The apparent “full resumption of duty” by pilots came despite Dr Cort telling this newspaper at the conclusion of the first round of talks that “no undertaking was given to discontinue the action” when he urged “serious consideration to normalising operations.”
Beginning last Tuesday, travel plans of hundreds of travellers were thrown into chaos as cockpit crew staged a sickout to press for the reinstatement of Chairman of the Leeward Islands Airline Pilots Association (LIALPA) Captain Michael Blackburn.
Senator Humphrey told this newspaper he is confident, on two grounds, that the senior pilot will be reinstated.
“I do not believe that dismissal is sustainable in any court of law or any tribunal. And number two if the shareholders have any regards for the interest of the company and passengers, then the proposals which have been put on the table, which are now receiving their consideration, should be acted upon,” he advised.

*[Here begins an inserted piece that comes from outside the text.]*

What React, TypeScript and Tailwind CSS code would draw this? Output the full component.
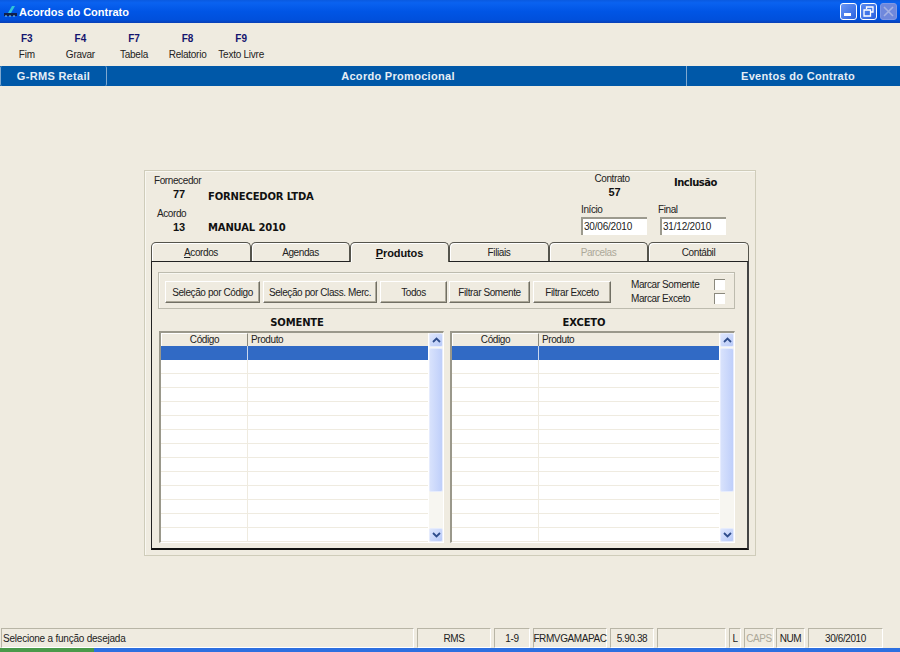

Meantime, Cort said he remains “optimistic that we will be able to find an amicable resolution.”
He described the four-and-a-half hour meeting as “respectful, cordial and useful.”
Cort said LIALPA was well represented by executive members of the association and Antigua & Barbuda Workers’ Union (ABWU) officials as well as Blackburn and Humphrey who both linked up via telephone.
LIAT’s team, headed by CEO Brian Challenger, was joined by members of the Antigua & Barbuda Employers’ Federation.
The labour minister, who is an attorney-at-law, declined to express his legal opinion on the firing of the senior pilot saying he “did not want to prejudice the discussions.”
When contacted, LIAT’s Corporate Communications Manager Desmond Browne said he was not privy to what transpired in the talks, but confirmed that the company will be at Monday’s meeting.
The three days of industrial action has cost the company more than EC $2 million according to Prime Minister Baldwin Spencer.